Un blu misterioso e lucente va coprendo un tesoro: i reperti preistorici, tra cui ossa umane e strumenti in pietra, trovati vicino a Verona e appartenenti ad alcuni degli ultimi Neandertal presenti in Europa dopo l'arrivo degli umani moderni. Un confronto tra il Dna di quelle ossa e di ossa neandertaliane trovate altrove, dicono gli scienziati, potrebbe rivelare gli spostamenti degli ultimi Neandertal.
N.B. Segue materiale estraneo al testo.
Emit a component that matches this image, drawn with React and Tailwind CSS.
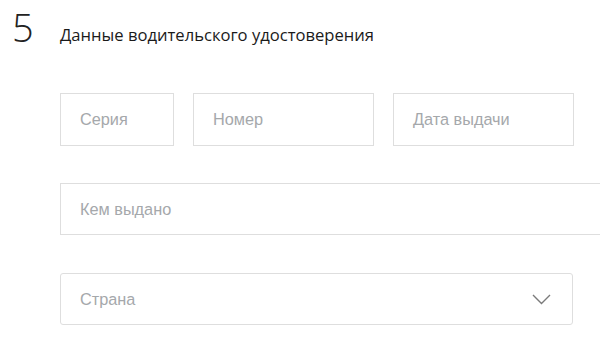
import React from "react";

const ph = "text-[16.3px] text-[#a5a8ab]";
const font = { fontFamily: '"Liberation Sans", Arial, sans-serif' };

export default function App() {
  return (
    <div className="w-[600px] h-[349px] bg-white overflow-hidden" style={font}>
      <div className="flex items-start h-[93px]">
        <div
          className="w-[60px] pl-[12px] pt-[7px] text-[38px] leading-[40px] text-[#222]"
          style={{ fontFamily: '"Open Sans", sans-serif', fontWeight: 300 }}
        >
          5
        </div>
        <div
          className="pt-[24px] text-[16.6px] leading-[22px] text-[#1a1a1a]"
          style={{ fontFamily: '"Open Sans", sans-serif' }}
        >
          Данные водительского удостоверения
        </div>
      </div>
      <div className="pl-[60px] flex flex-col">
        <div className="flex gap-[19px]">
          <div className={`w-[114px] h-[53px] border border-[#dedede] flex items-center pl-[19px] ${ph}`}>Серия</div>
          <div className={`w-[181px] h-[53px] border border-[#dedede] flex items-center pl-[19px] ${ph}`}>Номер</div>
          <div className={`w-[181px] h-[53px] border border-[#dedede] flex items-center pl-[19px] ${ph}`}>Дата выдачи</div>
        </div>
        <div className={`mt-[37px] w-[560px] h-[52px] border border-[#dedede] flex items-center pl-[19px] shrink-0 ${ph}`}>
          Кем выдано
        </div>
        <div className={`mt-[38px] w-[513px] h-[52px] border border-[#dedede] rounded-[3px] flex items-center justify-between pl-[19px] pr-[21px] ${ph}`}>
          <span>Страна</span>
          <svg width="19" height="11" viewBox="0 0 19 11" fill="none">
            <path d="M1 1L9.5 9.5L18 1" stroke="#7a7a7a" strokeWidth="1.4" />
          </svg>
        </div>
      </div>
    </div>
  );
}
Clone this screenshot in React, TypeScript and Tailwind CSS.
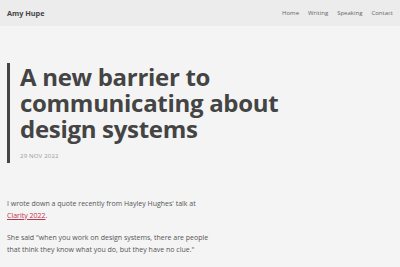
export default function App() {
  const links = ["Home", "Writing", "Speaking", "Contact"];
  return (
    <div className="min-h-[267px] bg-[#f4f4f4] font-['Open_Sans',sans-serif] text-[#555]">
      <header className="flex h-[26px] items-center justify-between bg-[#ececec] px-[7px]">
        <span className="text-[7.3px] font-bold text-[#444]">Amy Hupe</span>
        <nav className="flex gap-[9px] text-[6px] text-[#666]">
          {links.map((l) => (
            <a key={l}>{l}</a>
          ))}
        </nav>
      </header>

      <main className="px-[7px]">
        <div className="mt-[37px] border-l-[3px] border-[#444] pl-[10px] pt-[1px] pb-[2px]">
          <h1 className="text-[24px] font-bold leading-[26px] tracking-[-0.3px] text-[#444]">
            A new barrier to
            <br />
            communicating about
            <br />
            design systems
          </h1>
          <div className="mt-[10px] text-[6px] tracking-[0.2px] text-[#999]">
            29 NOV 2022
          </div>
        </div>

        <p className="mt-[35px] text-[7px] leading-[11.5px]">
          I wrote down a quote recently from Hayley Hughes' talk at
          <br />
          <a className="text-[#c2334d] underline">Clarity 2022</a>.
        </p>
        <p className="mt-[11px] text-[7px] leading-[12px]">
          She said "when you work on design systems, there are people
          <br />
          that think they know what you do, but they have no clue."
        </p>
      </main>
    </div>
  );
}
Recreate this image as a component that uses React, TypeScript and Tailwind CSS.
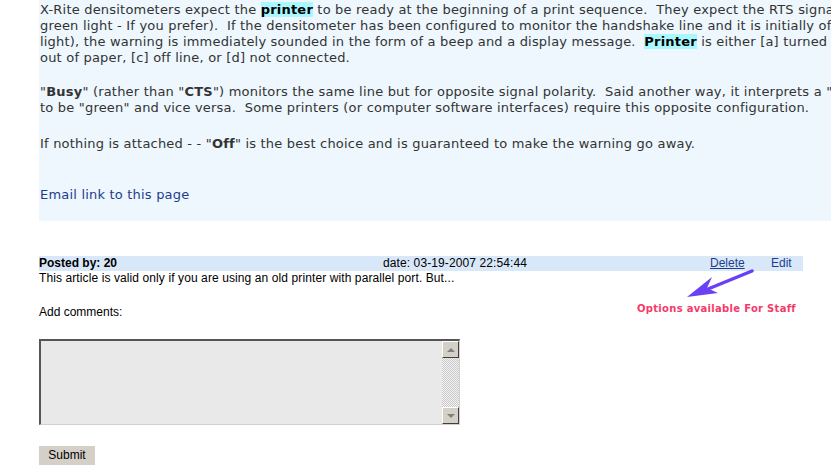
import React from "react";

const verdana = { fontFamily: '"DejaVu Sans", Verdana, sans-serif' };
const arial = { fontFamily: '"Liberation Sans", Arial, sans-serif' };

function Hl({ children }: { children: React.ReactNode }) {
  return <b className="bg-[#aaf8ff] text-black">{children}</b>;
}

function Textarea() {
  return (
    <div className="flex h-[86px] w-[421px] border-t-2 border-l-2 border-t-[#555] border-l-[#555] border-b border-r border-b-[#d4d0c8] border-r-[#d4d0c8] bg-[#e9e9e9]">
      <div className="flex-1" />
      <div className="flex w-[17px] flex-col bg-[repeating-conic-gradient(#c8c8c8_0_25%,#f4f4f4_0_50%)] bg-[length:2px_2px]">
        <div className="flex h-[17px] items-center justify-center border border-t-[#fff] border-l-[#fff] border-b-[#404040] border-r-[#404040] bg-[#d4d0c8]">
          <div className="h-0 w-0 border-x-[4px] border-b-[4px] border-x-transparent border-b-[#808080]" />
        </div>
        <div className="flex-1" />
        <div className="flex h-[17px] items-center justify-center border border-t-[#fff] border-l-[#fff] border-b-[#404040] border-r-[#404040] bg-[#d4d0c8]">
          <div className="h-0 w-0 border-x-[4px] border-t-[4px] border-x-transparent border-t-[#808080]" />
        </div>
      </div>
    </div>
  );
}

export default function App() {
  return (
    <div className="relative h-[468px] w-[831px] overflow-hidden bg-white">
      <div className="ml-[39px] w-[1000px] bg-[#edf7fd] pl-px pt-[2px] pb-[18px] text-[13px] leading-4 tracking-[0.2px] text-[#333]" style={verdana}>
        <p className="whitespace-pre">
          X-Rite densitometers expect the <Hl>printer</Hl> to be ready at the beginning of a print sequence.  They expect the RTS signal
          <br />
          green light - If you prefer).  If the densitometer has been configured to monitor the handshake line and it is initially off
          <br />
          light), the warning is immediately sounded in the form of a beep and a display message.  <Hl>Printer</Hl> is either [a] turned off
          <br />
          out of paper, [c] off line, or [d] not connected.
        </p>
        <p className="mt-[18px] whitespace-pre">
          "<b>Busy</b>" (rather than "<b>CTS</b>") monitors the same line but for opposite signal polarity.  Said another way, it interprets a "red"
          <br />
          to be "green" and vice versa.  Some printers (or computer software interfaces) require this opposite configuration.
        </p>
        <p className="mt-5 whitespace-pre">
          If nothing is attached - - "<b>Off</b>" is the best choice and is guaranteed to make the warning go away.
        </p>
        <a className="mt-[35px] block text-[#1d3d8c]">Email link to this page</a>
      </div>

      <div className="ml-[39px] mt-[35px] text-[12px] text-black" style={arial}>
        <div className="grid h-[15px] w-[764px] grid-cols-[344px_327px_61px_32px] items-center bg-[#d9e8f9] leading-[15px]">
          <b>Posted by: 20</b>
          <span className="tracking-[0.1px]">date: 03-19-2007 22:54:44</span>
          <a className="text-[#1d3d8c] underline">Delete</a>
          <a className="text-[#1d3d8c]">Edit</a>
        </div>
        <p className="leading-[15px] tracking-[0.1px]">This article is valid only if you are using an old printer with parallel port. But...</p>
        <p className="mt-[19px] leading-[15px]">Add comments:</p>
        <div className="mt-[19px]">
          <Textarea />
        </div>
        <button className="mt-[21px] h-[19px] w-[56px] bg-[#d4d0c8] text-[12px] leading-[19px] text-black">Submit</button>
      </div>

      <svg className="absolute left-[680px] top-[262px]" width="80" height="40" viewBox="0 0 80 40">
        <path d="M72 9 L28 27" stroke="#6a40f5" strokeWidth="3.5" strokeLinecap="round" />
        <path d="M7 35 L32 15 L27 26 L38 31 Z" fill="#6a40f5" />
      </svg>
      <div className="absolute left-[637px] top-[303px] text-[10px] font-bold leading-3 tracking-[0.3px] text-[#f33b6a]" style={verdana}>
        Options available For Staff
      </div>
    </div>
  );
}
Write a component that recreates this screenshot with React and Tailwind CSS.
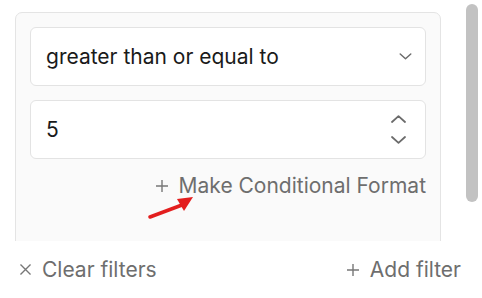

Invece si stanno deteriorando nell'ex arsenale dove erano state spostate tra il 2007 e il 2008, dopo che il Comune di Verona aveva venduto Castel San Pietro che le ospitava insieme ad altre collezioni del Museo civico di storia naturale. Il ricavato doveva pagare il restauro dell'arsenale, ma poi è stato destinato ad altro.
In una petizione al ministro della Cultura Sandro Bondi, alcuni scienziati chiedono il trasferimento di tutti i reperti in un luogo sicuro, un comitato di esperti che determini i danni e un'indagine per scoprire chi ha messo in pericolo la collezione, un possibile reato in base alle severe leggi italiane sul patrimonio culturale. Reid Ferring, un geo-archeologo della University of North Texas, l'ha firmata. Trova «devastante che sia stata danneggiata una collezione di tale valore scientifico». Verona, ricorda, è un sito del Patrimonio mondiale, «viene da pensare che poteva star più attenta alle sue collezioni storiche».
La curatrice Laura Longo ha cominciato a preoccuparsi in febbraio quando ha avuto, brevemente, accesso ai reperti. Scoperto che alcune selci erano di un blu vivace, ne diede quattro a Gilberto Artioli, dell'università di Padova, per un'analisi chimica, informò il direttore del Museo nonché Vincenzo Tiné, il sovrintendente del Veneto per i beni archeologici, il rappresentante regionale del ministero della Cultura a Venezia. E a giugno inoltrò un rapporto a Stefano De Caro, il direttore generale per l'archeologia del ministero, e al nucleo dei carabinieri per la tutela del patrimonio culturale che lo ha già trasmesso alla procura di Verona. Nel frattempo le prime analisi fatte da Artioli rivelavano che i campioni erano impregnati di idrocarburi, forse dovuti alla benzina o ai lubrificanti usati per le armi. «Ma ciò non spiega il colore». Ritiene che i vapori di idrocarburi contenevano un inquinante il quale ha reagito sulle selci firmando un pigmento mai visto prima, «molto stabile e durevole». Per trovare la fonte dell'inquinante basterebbe poco, dice, ma politicamente il risultato potrebbe essere esplosivo. Se fossero le pareti dell'arsenale, il Comune avrebbe lasciato trasferire i reperti in un edificio senza i dovuti controlli. Per Tiné invece, potrebbe esser colpa dell'imbottitura delle nuove teche, «su milioni di oggetti, soltanto un centinaio è diventato blu ed è facile farli tornare del colore originale».